Et puis il y a présence culturelle et linguistique qui est très importante aussi et dont je voudrais dire un mot :
Il y a en Turquie 13 établissements bilingues publics et privés; 7 écoles maternelles francophones, 3 universités. Le français est enseigné par 2200 enseignants dans plus de 171 établissements avec un total de plus de 46.000 apprenants. Et la France, c’est le 4ème pays d’accueil des étudiants turcs qui vont étudier à l’étranger et beaucoup bénéficient de bourses à hauteur de 600.000€ de bourses cette année.
Pourquoi j’ai voulu vous donner tous ces détails parce que je suis convaincue que cette francophonie, cette présence culturelle française jouent un rôle très important dans toutes nos relations y compris économique. Je suis frappée de voir depuis mon arrivée le nombre d’hommes d’affaires turcs que je recontre qui ont étudié dans ces écoles bilingues que je mentionnais et qui sont aujourd’hui ceux qui font la richesse économique de la relation bilatérale, qui par exemple sont partis en France et qui réinvestissent en Turquie. Et donc c’est quelque chose de fondamental à préserver.
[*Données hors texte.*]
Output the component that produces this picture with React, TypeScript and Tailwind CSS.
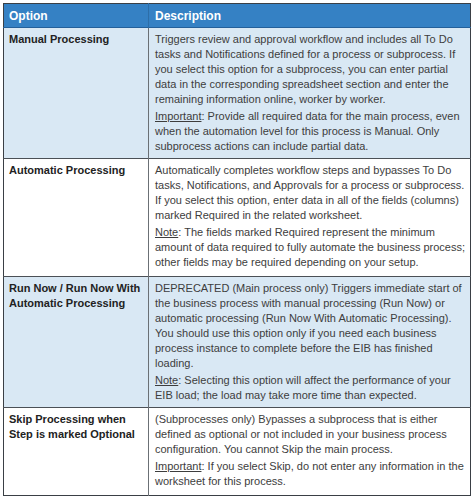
import React from "react"

interface Row {
  option: string[]
  shaded: boolean
  main: string[]
  label: string
  note: string[]
}

const rows: Row[] = [
  {
    option: ["Manual Processing"],
    shaded: true,
    main: [
      "Triggers review and approval workflow and includes all To Do",
      "tasks and Notifications defined for a process or subprocess. If",
      "you select this option for a subprocess, you can enter partial",
      "data in the corresponding spreadsheet section and enter the",
      "remaining information online, worker by worker.",
    ],
    label: "Important",
    note: [
      ": Provide all required data for the main process, even",
      "when the automation level for this process is Manual. Only",
      "subprocess actions can include partial data.",
    ],
  },
  {
    option: ["Automatic Processing"],
    shaded: false,
    main: [
      "Automatically completes workflow steps and bypasses To Do",
      "tasks, Notifications, and Approvals for a process or subprocess.",
      "If you select this option, enter data in all of the fields (columns)",
      "marked Required in the related worksheet.",
    ],
    label: "Note",
    note: [
      ": The fields marked Required represent the minimum",
      "amount of data required to fully automate the business process;",
      "other fields may be required depending on your setup.",
    ],
  },
  {
    option: ["Run Now / Run Now With", "Automatic Processing"],
    shaded: true,
    main: [
      "DEPRECATED (Main process only) Triggers immediate start of",
      "the business process with manual processing (Run Now) or",
      "automatic processing (Run Now With Automatic Processing).",
      "You should use this option only if you need each business",
      "process instance to complete before the EIB has finished",
      "loading.",
    ],
    label: "Note",
    note: [
      ": Selecting this option will affect the performance of your",
      "EIB load; the load may take more time than expected.",
    ],
  },
  {
    option: ["Skip Processing when", "Step is marked Optional"],
    shaded: false,
    main: [
      "(Subprocesses only) Bypasses a subprocess that is either",
      "defined as optional or not included in your business process",
      "configuration. You cannot Skip the main process.",
    ],
    label: "Important",
    note: [
      ": If you select Skip, do not enter any information in the",
      "worksheet for this process.",
    ],
  },
]

export default function App() {
  return (
    <div className="w-[474px] h-[497px] bg-white pt-[3px] pl-[3px] font-['Liberation_Sans',Arial,sans-serif]">
      <table className="w-[467px] border-collapse border border-[#3a3f45] table-fixed">
        <colgroup>
          <col className="w-[145px]" />
          <col className="w-[322px]" />
        </colgroup>
        <thead>
          <tr className="bg-[#3581c4] h-[24px] border-b border-[#24609a]">
            <th className="text-left text-white font-bold text-[12px] pl-[5px] align-middle border-r border-[#2d6ea8]">
              Option
            </th>
            <th className="text-left text-white font-bold text-[12px] pl-[6px] align-middle">Description</th>
          </tr>
        </thead>
        <tbody>
          {rows.map((row) => (
            <tr
              key={row.option.join(" ")}
              className={`border-t border-[#4b5056] ${row.shaded ? "bg-[#d9e8f4]" : "bg-white"}`}
            >
              <td className="align-top pl-[5px] pt-[4px] border-r border-[#6b7075] text-[11px] leading-[15px] font-bold text-[#222]">
                {row.option.map((line) => (
                  <div key={line} className="whitespace-nowrap">
                    {line}
                  </div>
                ))}
              </td>
              <td
                className={`align-top pl-[6px] pt-[4px] text-[11px] leading-[15px] text-[#3d3d3d] ${
                  row.shaded ? "pb-[4px]" : "pb-[6px]"
                }`}
              >
                {row.main.map((line) => (
                  <div key={line} className="whitespace-nowrap">
                    {line}
                  </div>
                ))}
                <div className="mt-[2px]">
                  {row.note.map((line, i) => (
                    <div key={line} className="whitespace-nowrap">
                      {i === 0 && <span className="underline">{row.label}</span>}
                      {line}
                    </div>
                  ))}
                </div>
              </td>
            </tr>
          ))}
        </tbody>
      </table>
    </div>
  )
}
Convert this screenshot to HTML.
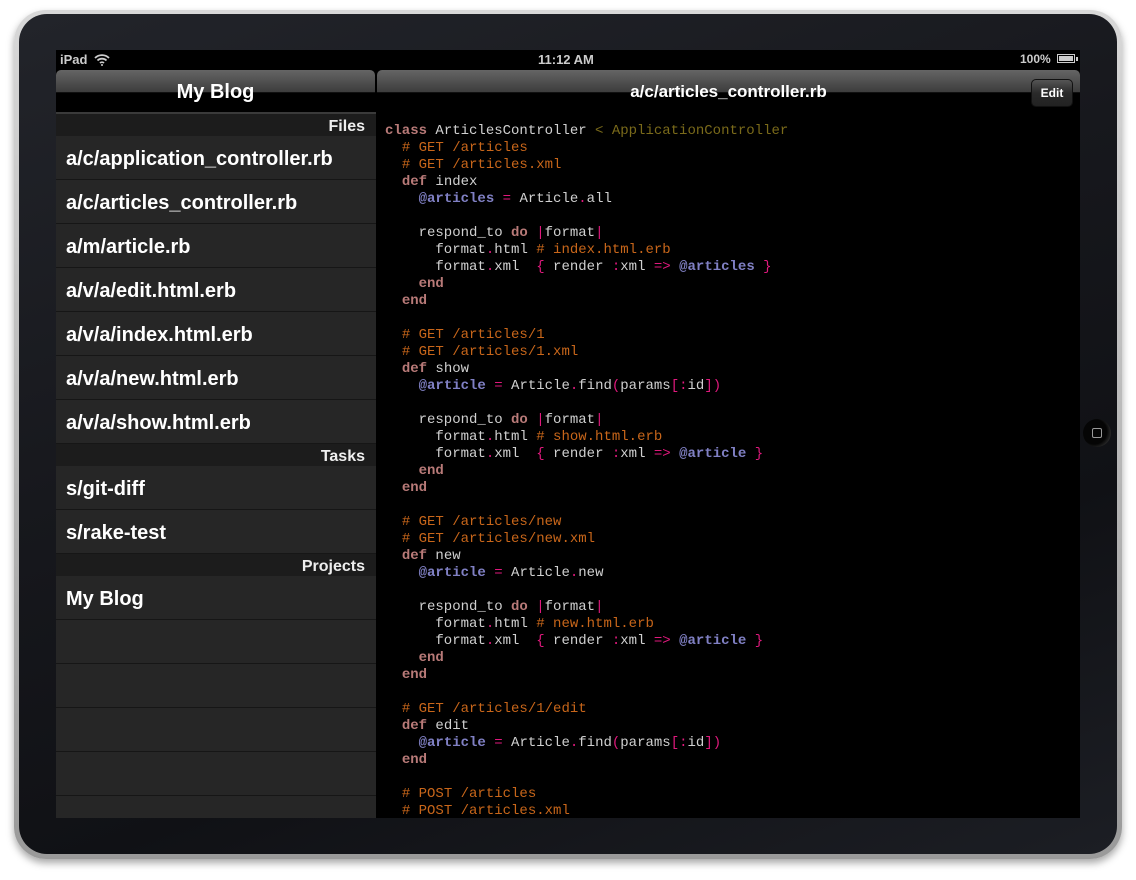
<!DOCTYPE html>
<html><head><meta charset="utf-8"><style>
*{margin:0;padding:0;box-sizing:border-box}
body{width:1136px;height:880px;background:#fff;position:relative;overflow:hidden;font-family:"Liberation Sans",sans-serif}
.frame{position:absolute;left:14px;top:10px;width:1108px;height:849px;border-radius:32px;background:linear-gradient(#d8d8d8,#9a9a9a);box-shadow:0 4px 8px rgba(0,0,0,.35)}
.bezel{position:absolute;left:19px;top:14px;width:1098px;height:840px;border-radius:28px;background:linear-gradient(160deg,#22242a 0%,#17181d 40%,#101115 70%,#1c1e24 100%)}
.screen{position:absolute;left:56px;top:50px;width:1024px;height:768px;background:#000;overflow:hidden}
.status{position:absolute;left:0;top:0;width:1024px;height:20px;color:#ccc;font-size:13px;font-weight:bold}
.nav{position:absolute;top:20px;height:42px;background:linear-gradient(#656565 0%,#3d3d3d 52%,#000 54%,#000 100%);border-radius:5px 5px 0 0;color:#fff;font-weight:bold;font-size:20px;text-align:center;line-height:44px}
.left{position:absolute;left:0;top:62px;width:320px;height:706px;background:#262626;border-top:2px solid #3a3a3a}
.sec{height:22px;background:#1c1c1c;color:#eee;font-weight:bold;font-size:16px;text-align:right;padding-right:11px;line-height:25px}
.row{height:44px;border-bottom:1px solid #161616;color:#fff;font-weight:bold;font-size:20px;line-height:46px;padding-left:10px}
.code{position:absolute;left:329px;top:73px;font-family:"Liberation Mono",monospace;font-size:14px;line-height:17px;white-space:pre;color:#d0d0d0}
.k{color:#b87a78;font-weight:bold}.c{color:#c8661a}.s{color:#7a6a1a}.i{color:#8080c4;font-weight:bold}.p{color:#e0197d}
.edit{position:absolute;right:7px;top:9px;width:42px;height:28px;border-radius:5px;background:linear-gradient(#555,#2a2a2a 50%,#222);border:1px solid #111;color:#fff;font-size:12px;font-weight:bold;text-align:center;line-height:26px}
.home{position:absolute;left:1083px;top:419px;width:28px;height:28px;border-radius:50%;background:radial-gradient(circle at 40% 45%,#050505 55%,#555 100%)}
.home i{position:absolute;left:9px;top:9px;width:10px;height:10px;border:1.5px solid #999;border-radius:2px}
</style></head><body>
<div class="frame"></div><div class="bezel"></div>
<div class="home"><i></i></div>
<div class="screen">
<div class="status"><span style="position:absolute;left:4px;top:2px">iPad</span>
<svg style="position:absolute;left:38px;top:3px" width="16" height="13" viewBox="0 0 16 13"><path d="M1 5a10 10 0 0 1 14 0M3.5 7.5a6.5 6.5 0 0 1 9 0M6 10a3 3 0 0 1 4 0" stroke="#ccc" stroke-width="1.8" fill="none"/><circle cx="8" cy="12" r="1" fill="#ccc"/></svg>
<span style="position:absolute;left:482px;top:2px">11:12 AM</span>
<span style="position:absolute;left:964px;top:2px;font-size:12px">100%</span>
<span style="position:absolute;left:1001px;top:4px;width:18px;height:9px;border:1px solid #ccc;padding:1px"><span style="display:block;width:100%;height:100%;background:#ccc"></span></span><span style="position:absolute;left:1020px;top:7px;width:2px;height:4px;background:#ccc"></span>
</div>
<div class="nav" style="left:0;width:319px">My Blog</div>
<div class="nav" style="left:321px;width:703px;font-size:17px">a/c/articles_controller.rb<div class="edit">Edit</div></div>
<div class="left">
<div class="sec">Files</div>
<div class="row">a/c/application_controller.rb</div>
<div class="row">a/c/articles_controller.rb</div>
<div class="row">a/m/article.rb</div>
<div class="row">a/v/a/edit.html.erb</div>
<div class="row">a/v/a/index.html.erb</div>
<div class="row">a/v/a/new.html.erb</div>
<div class="row">a/v/a/show.html.erb</div>
<div class="sec">Tasks</div>
<div class="row">s/git-diff</div>
<div class="row">s/rake-test</div>
<div class="sec">Projects</div>
<div class="row">My Blog</div>
<div class="row"></div><div class="row"></div><div class="row"></div><div class="row"></div><div class="row"></div>
</div>
<div class="code"><span class="k">class</span> ArticlesController <span class="s">&lt; ApplicationController</span>
  <span class="c"># GET /articles</span>
  <span class="c"># GET /articles.xml</span>
  <span class="k">def</span> index
    <span class="i">@articles</span> <span class="p">=</span> Article<span class="p">.</span>all

    respond_to <span class="k">do</span> <span class="p">|</span>format<span class="p">|</span>
      format<span class="p">.</span>html <span class="c"># index.html.erb</span>
      format<span class="p">.</span>xml  <span class="p">{</span> render <span class="p">:</span>xml <span class="p">=&gt;</span> <span class="i">@articles</span> <span class="p">}</span>
    <span class="k">end</span>
  <span class="k">end</span>

  <span class="c"># GET /articles/1</span>
  <span class="c"># GET /articles/1.xml</span>
  <span class="k">def</span> show
    <span class="i">@article</span> <span class="p">=</span> Article<span class="p">.</span>find<span class="p">(</span>params<span class="p">[:</span>id<span class="p">])</span>

    respond_to <span class="k">do</span> <span class="p">|</span>format<span class="p">|</span>
      format<span class="p">.</span>html <span class="c"># show.html.erb</span>
      format<span class="p">.</span>xml  <span class="p">{</span> render <span class="p">:</span>xml <span class="p">=&gt;</span> <span class="i">@article</span> <span class="p">}</span>
    <span class="k">end</span>
  <span class="k">end</span>

  <span class="c"># GET /articles/new</span>
  <span class="c"># GET /articles/new.xml</span>
  <span class="k">def</span> new
    <span class="i">@article</span> <span class="p">=</span> Article<span class="p">.</span>new

    respond_to <span class="k">do</span> <span class="p">|</span>format<span class="p">|</span>
      format<span class="p">.</span>html <span class="c"># new.html.erb</span>
      format<span class="p">.</span>xml  <span class="p">{</span> render <span class="p">:</span>xml <span class="p">=&gt;</span> <span class="i">@article</span> <span class="p">}</span>
    <span class="k">end</span>
  <span class="k">end</span>

  <span class="c"># GET /articles/1/edit</span>
  <span class="k">def</span> edit
    <span class="i">@article</span> <span class="p">=</span> Article<span class="p">.</span>find<span class="p">(</span>params<span class="p">[:</span>id<span class="p">])</span>
  <span class="k">end</span>

  <span class="c"># POST /articles</span>
  <span class="c"># POST /articles.xml</span></div>
</div>
</body></html>
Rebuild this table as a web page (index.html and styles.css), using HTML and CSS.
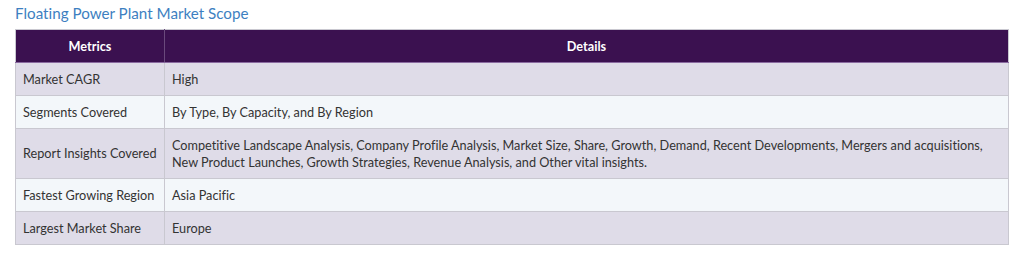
FILE: index.html
```html
<!DOCTYPE html>
<html>
<head>
<meta charset="utf-8">
<link rel="stylesheet" href="styles.css">
</head>
<body>
<div class="wrap">
  <h2 class="title">Floating Power Plant Market Scope</h2>
  <table class="scope">
    <thead>
      <tr><th class="c1">Metrics</th><th>Details</th></tr>
    </thead>
    <tbody>
      <tr class="odd"><td class="c1">Market CAGR</td><td>High</td></tr>
      <tr class="even"><td class="c1">Segments Covered</td><td>By Type, By Capacity, and By Region</td></tr>
      <tr class="odd tall"><td class="c1">Report Insights Covered</td><td>Competitive Landscape Analysis, Company Profile Analysis, Market Size, Share, Growth, Demand, Recent Developments, Mergers and acquisitions,<br>New Product Launches, Growth Strategies, Revenue Analysis, and Other vital insights.</td></tr>
      <tr class="even"><td class="c1">Fastest Growing Region</td><td>Asia Pacific</td></tr>
      <tr class="odd"><td class="c1">Largest Market Share</td><td>Europe</td></tr>
    </tbody>
  </table>
</div>
</body>
</html>
```
FILE: styles.css
```css
html, body { margin: 0; padding: 0; background: #fff; }
body { font-family: Lato, "Open Sans", sans-serif; color: #333; font-variant-ligatures: none; }
.wrap { padding: 3px 16px 0 15px; }
.title {
  margin: 0 0 6px 0;
  font-size: 15.2px;
  font-weight: 400;
  color: #3d7fc1;
  line-height: 20px;
}
.scope {
  width: 994px;
  border-collapse: collapse;
  font-size: 12.7px;
  border: 1px solid #c9c8d0;
}
.scope th {
  background: #3b1150;
  color: #fff;
  font-weight: 700;
  height: 32px;
  padding: 0;
  text-align: center;
  border-left: 1px solid #6a4a7c;
  border-bottom: 1px solid #8a6aa0;
}
.scope th.c1 { border-left: none; }
.scope td {
  padding: 0 7px;
  height: 32px;
  border: 1px solid #c9c8d0;
  line-height: 17px;
}
.scope td.c1 { width: 134px; white-space: nowrap; }
.scope tr.tall td { height: 49px; }
.scope tr.odd td { background: #dfdce8; }
.scope tr.even td { background: #f3f7fa; }
```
Et il est certain que plus les relations politiques seront stables et confiantes, plus l’environnement politique est bon et plus cela peut favoriser les investissements dans les deux sens.
Comme vous l’avez mentionné tout à l’heure, avant de venir ici comme ambassadrice en Turquie j’étais conseillère du Président de la République. Ce que je peux vous dire c’est que la France est prête à développer sa relation avec la Turquie. Cela suppose un effort de part et d’autre pour comprendre les positions de l’autre pays, dans un esprit de respect mutuel. C’est le message que je passe à mes interlocuteurs à Ankara.
Par exemple, nous voyons malheureusement des accusations constantes sur une supposée islamophobie en France, qui n’a rien à voir, et je tiens à le souligner, avec la réalité française, qui souvent relèvent de la manipulation d’information, en choisissant tel ou tel incident bien réel malheureusement comme il peut en arriver partout, que ce soit en France ou en Turquie, ou ailleurs pour le généraliser. Et ça c’est très sensible car cela peut être perçu comme une volonté de remettre en cause la laïcité qui fait partie des fondements de notre République, et pour de l’ingérence. Et donc mon message c’est vraiment celui d’une France qui veut travailler avec la Turquie, qui veut développer nos relations dans un esprit de respect mutuel et de compréhension mutuelle.
– Et les relations Türkiye-UE …
D’abord je voudrais rappeler que la Turquie et l’Union européenne sont liés par des liens historiques, très profonds, culturels, humains et économique et par exemple, en 2022, 41% des exportations de la Turquie sont allées vers l’UE.
Alors aujourd’hui, vous savez où nous en sommes. Le Conseil européen a rappelé, dans ses conclusions de mars et juin 2021, que l’UE est prête à entretenir le dialogue avec la Turquie de manière progressive, proportionnée et réversible dans le but de renforcer la coopération dans un certain nombre de domaines d’intérêt commun.
Ensuite cette question que vous posez c’est aussi celle de la Turquie. Jusqu’où la Turquie souhaite aller. Qu’est-ce la Turquie veut faire avec l’Union européenne. Il faut rappeler que la construction européenne a débuté avec la CECA, une Communauté européenne du charbon et de l’acier puis la CEE, Communauté économique européenne. Puis en 1992, le traité de Maastricht qui a créé l’Union européenne qui est une union politique et de valeurs, c’est un projet politique qui repose notamment sur des valeurs de droits de l’Homme exigeantes et sur des abandons de souveraineté importantes.
Ce qui est certain c’est que nous appartenons à un même espace. Nous sommes liés par une histoire très profonde, commune, par des liens intimes, je dirais et que nous avons beaucoup, beaucoup à faire ensemble et que nous le souhaitons !
Et donc pour revenir peut-être à votre toute première question, je dirais que pour moi, comme nouvelle ambassadrice de France en Turquie, cette perspective de développer nos relations est donc particulièrement enthousiasmante.
Je veux, pour terminer, souhaiter à l’ensemble de la nation turque un excellent anniversaire pour le centenaire de la république.